SET EXERCISE –
Output each line exactly as it appears, skipping any embedded picture.

SUPPLIED DATA –
================================
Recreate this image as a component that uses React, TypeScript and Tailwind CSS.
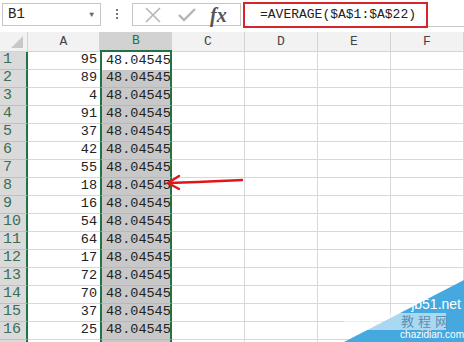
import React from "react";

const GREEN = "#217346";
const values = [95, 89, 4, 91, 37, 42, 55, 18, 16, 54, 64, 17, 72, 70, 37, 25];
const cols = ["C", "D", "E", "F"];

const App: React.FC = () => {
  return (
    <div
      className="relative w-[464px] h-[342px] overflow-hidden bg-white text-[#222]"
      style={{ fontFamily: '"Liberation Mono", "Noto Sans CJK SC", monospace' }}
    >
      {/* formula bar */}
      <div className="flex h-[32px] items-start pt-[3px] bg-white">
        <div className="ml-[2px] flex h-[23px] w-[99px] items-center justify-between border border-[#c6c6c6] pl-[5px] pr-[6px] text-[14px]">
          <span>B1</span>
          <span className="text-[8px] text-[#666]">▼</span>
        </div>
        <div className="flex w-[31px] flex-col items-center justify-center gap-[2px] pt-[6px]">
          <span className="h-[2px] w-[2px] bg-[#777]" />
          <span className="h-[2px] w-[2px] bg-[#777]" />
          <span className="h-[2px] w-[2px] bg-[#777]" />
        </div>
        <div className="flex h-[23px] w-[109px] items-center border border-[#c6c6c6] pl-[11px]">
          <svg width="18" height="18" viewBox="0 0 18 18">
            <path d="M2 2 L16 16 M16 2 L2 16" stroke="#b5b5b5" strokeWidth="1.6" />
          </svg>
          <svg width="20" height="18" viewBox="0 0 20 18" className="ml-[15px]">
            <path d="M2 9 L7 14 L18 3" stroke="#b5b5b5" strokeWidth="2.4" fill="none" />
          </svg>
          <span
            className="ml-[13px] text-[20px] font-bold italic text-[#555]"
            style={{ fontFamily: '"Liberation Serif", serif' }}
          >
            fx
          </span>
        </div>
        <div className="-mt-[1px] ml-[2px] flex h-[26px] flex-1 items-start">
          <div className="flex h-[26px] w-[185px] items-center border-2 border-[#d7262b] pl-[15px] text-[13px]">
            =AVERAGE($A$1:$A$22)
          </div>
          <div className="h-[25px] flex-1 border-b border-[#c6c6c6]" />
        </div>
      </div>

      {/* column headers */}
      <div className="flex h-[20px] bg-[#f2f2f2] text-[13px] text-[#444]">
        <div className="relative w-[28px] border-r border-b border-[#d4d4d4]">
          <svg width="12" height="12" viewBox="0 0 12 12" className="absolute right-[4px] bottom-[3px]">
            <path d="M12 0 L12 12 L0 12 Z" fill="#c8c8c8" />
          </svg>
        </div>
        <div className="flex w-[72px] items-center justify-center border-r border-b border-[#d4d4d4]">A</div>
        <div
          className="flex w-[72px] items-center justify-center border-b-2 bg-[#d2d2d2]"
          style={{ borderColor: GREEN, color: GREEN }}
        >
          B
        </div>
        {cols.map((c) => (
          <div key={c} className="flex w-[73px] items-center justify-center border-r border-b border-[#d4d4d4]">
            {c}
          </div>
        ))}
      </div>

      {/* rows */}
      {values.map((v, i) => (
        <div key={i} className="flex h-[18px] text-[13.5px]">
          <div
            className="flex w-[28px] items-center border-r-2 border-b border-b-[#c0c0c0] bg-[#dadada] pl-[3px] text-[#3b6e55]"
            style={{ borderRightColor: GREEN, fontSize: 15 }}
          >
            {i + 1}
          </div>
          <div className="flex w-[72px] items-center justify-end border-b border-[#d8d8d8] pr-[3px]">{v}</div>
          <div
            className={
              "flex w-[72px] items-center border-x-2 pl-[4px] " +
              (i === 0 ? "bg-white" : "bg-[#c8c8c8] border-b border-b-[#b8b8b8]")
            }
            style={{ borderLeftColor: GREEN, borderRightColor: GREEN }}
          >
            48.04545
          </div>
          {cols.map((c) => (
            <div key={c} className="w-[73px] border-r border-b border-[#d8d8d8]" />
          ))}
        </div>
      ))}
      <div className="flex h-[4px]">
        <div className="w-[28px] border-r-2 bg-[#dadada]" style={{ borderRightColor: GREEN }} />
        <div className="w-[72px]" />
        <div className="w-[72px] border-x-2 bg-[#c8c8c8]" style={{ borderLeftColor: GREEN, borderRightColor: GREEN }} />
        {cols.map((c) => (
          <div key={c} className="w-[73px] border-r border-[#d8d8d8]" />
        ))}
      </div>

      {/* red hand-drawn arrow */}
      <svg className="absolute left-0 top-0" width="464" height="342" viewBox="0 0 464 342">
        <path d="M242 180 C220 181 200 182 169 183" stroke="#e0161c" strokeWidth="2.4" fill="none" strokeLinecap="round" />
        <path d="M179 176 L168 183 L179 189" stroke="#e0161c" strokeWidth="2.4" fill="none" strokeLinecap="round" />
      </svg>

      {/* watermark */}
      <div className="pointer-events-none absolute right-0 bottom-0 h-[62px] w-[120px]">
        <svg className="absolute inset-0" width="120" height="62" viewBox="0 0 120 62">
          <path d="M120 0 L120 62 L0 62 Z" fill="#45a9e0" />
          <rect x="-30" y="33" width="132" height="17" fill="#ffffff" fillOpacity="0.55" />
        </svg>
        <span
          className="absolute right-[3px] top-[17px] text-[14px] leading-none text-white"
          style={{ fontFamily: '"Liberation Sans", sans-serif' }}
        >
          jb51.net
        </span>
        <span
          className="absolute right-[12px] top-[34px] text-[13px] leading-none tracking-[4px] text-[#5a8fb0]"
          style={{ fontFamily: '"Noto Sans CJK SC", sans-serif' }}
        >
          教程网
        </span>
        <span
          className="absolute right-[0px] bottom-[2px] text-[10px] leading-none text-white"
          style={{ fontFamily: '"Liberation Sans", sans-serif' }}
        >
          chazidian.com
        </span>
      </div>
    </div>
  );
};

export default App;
================================
RESULT FOR THIS TASK –
Recreate this image as a component that uses React, TypeScript and Tailwind CSS.
import React from "react";

const GREEN = "#217346";
const values = [95, 89, 4, 91, 37, 42, 55, 18, 16, 54, 64, 17, 72, 70, 37, 25];
const cols = ["C", "D", "E", "F"];

const App: React.FC = () => {
  return (
    <div
      className="relative w-[464px] h-[342px] overflow-hidden bg-white text-[#222]"
      style={{ fontFamily: '"Liberation Mono", "Noto Sans CJK SC", monospace' }}
    >
      {/* formula bar */}
      <div className="flex h-[32px] items-start pt-[3px] bg-white">
        <div className="ml-[2px] flex h-[23px] w-[99px] items-center justify-between border border-[#c6c6c6] pl-[5px] pr-[6px] text-[14px]">
          <span>B1</span>
          <span className="text-[8px] text-[#666]">▼</span>
        </div>
        <div className="flex w-[31px] flex-col items-center justify-center gap-[2px] pt-[6px]">
          <span className="h-[2px] w-[2px] bg-[#777]" />
          <span className="h-[2px] w-[2px] bg-[#777]" />
          <span className="h-[2px] w-[2px] bg-[#777]" />
        </div>
        <div className="flex h-[23px] w-[109px] items-center border border-[#c6c6c6] pl-[11px]">
          <svg width="18" height="18" viewBox="0 0 18 18">
            <path d="M2 2 L16 16 M16 2 L2 16" stroke="#b5b5b5" strokeWidth="1.6" />
          </svg>
          <svg width="20" height="18" viewBox="0 0 20 18" className="ml-[15px]">
            <path d="M2 9 L7 14 L18 3" stroke="#b5b5b5" strokeWidth="2.4" fill="none" />
          </svg>
          <span
            className="ml-[13px] text-[20px] font-bold italic text-[#555]"
            style={{ fontFamily: '"Liberation Serif", serif' }}
          >
            fx
          </span>
        </div>
        <div className="-mt-[1px] ml-[2px] flex h-[26px] flex-1 items-start">
          <div className="flex h-[26px] w-[185px] items-center border-2 border-[#d7262b] pl-[15px] text-[13px]">
            =AVERAGE($A$1:$A$22)
          </div>
          <div className="h-[25px] flex-1 border-b border-[#c6c6c6]" />
        </div>
      </div>

      {/* column headers */}
      <div className="flex h-[20px] bg-[#f2f2f2] text-[13px] text-[#444]">
        <div className="relative w-[28px] border-r border-b border-[#d4d4d4]">
          <svg width="12" height="12" viewBox="0 0 12 12" className="absolute right-[4px] bottom-[3px]">
            <path d="M12 0 L12 12 L0 12 Z" fill="#c8c8c8" />
          </svg>
        </div>
        <div className="flex w-[72px] items-center justify-center border-r border-b border-[#d4d4d4]">A</div>
        <div
          className="flex w-[72px] items-center justify-center border-b-2 bg-[#d2d2d2]"
          style={{ borderColor: GREEN, color: GREEN }}
        >
          B
        </div>
        {cols.map((c) => (
          <div key={c} className="flex w-[73px] items-center justify-center border-r border-b border-[#d4d4d4]">
            {c}
          </div>
        ))}
      </div>

      {/* rows */}
      {values.map((v, i) => (
        <div key={i} className="flex h-[18px] text-[13.5px]">
          <div
            className="flex w-[28px] items-center border-r-2 border-b border-b-[#c0c0c0] bg-[#dadada] pl-[3px] text-[#3b6e55]"
            style={{ borderRightColor: GREEN, fontSize: 15 }}
          >
            {i + 1}
          </div>
          <div className="flex w-[72px] items-center justify-end border-b border-[#d8d8d8] pr-[3px]">{v}</div>
          <div
            className={
              "flex w-[72px] items-center border-x-2 pl-[4px] " +
              (i === 0 ? "bg-white" : "bg-[#c8c8c8] border-b border-b-[#b8b8b8]")
            }
            style={{ borderLeftColor: GREEN, borderRightColor: GREEN }}
          >
            48.04545
          </div>
          {cols.map((c) => (
            <div key={c} className="w-[73px] border-r border-b border-[#d8d8d8]" />
          ))}
        </div>
      ))}
      <div className="flex h-[4px]">
        <div className="w-[28px] border-r-2 bg-[#dadada]" style={{ borderRightColor: GREEN }} />
        <div className="w-[72px]" />
        <div className="w-[72px] border-x-2 bg-[#c8c8c8]" style={{ borderLeftColor: GREEN, borderRightColor: GREEN }} />
        {cols.map((c) => (
          <div key={c} className="w-[73px] border-r border-[#d8d8d8]" />
        ))}
      </div>

      {/* red hand-drawn arrow */}
      <svg className="absolute left-0 top-0" width="464" height="342" viewBox="0 0 464 342">
        <path d="M242 180 C220 181 200 182 169 183" stroke="#e0161c" strokeWidth="2.4" fill="none" strokeLinecap="round" />
        <path d="M179 176 L168 183 L179 189" stroke="#e0161c" strokeWidth="2.4" fill="none" strokeLinecap="round" />
      </svg>

      {/* watermark */}
      <div className="pointer-events-none absolute right-0 bottom-0 h-[62px] w-[120px]">
        <svg className="absolute inset-0" width="120" height="62" viewBox="0 0 120 62">
          <path d="M120 0 L120 62 L0 62 Z" fill="#45a9e0" />
          <rect x="-30" y="33" width="132" height="17" fill="#ffffff" fillOpacity="0.55" />
        </svg>
        <span
          className="absolute right-[3px] top-[17px] text-[14px] leading-none text-white"
          style={{ fontFamily: '"Liberation Sans", sans-serif' }}
        >
          jb51.net
        </span>
        <span
          className="absolute right-[12px] top-[34px] text-[13px] leading-none tracking-[4px] text-[#5a8fb0]"
          style={{ fontFamily: '"Noto Sans CJK SC", sans-serif' }}
        >
          教程网
        </span>
        <span
          className="absolute right-[0px] bottom-[2px] text-[10px] leading-none text-white"
          style={{ fontFamily: '"Liberation Sans", sans-serif' }}
        >
          chazidian.com
        </span>
      </div>
    </div>
  );
};

export default App;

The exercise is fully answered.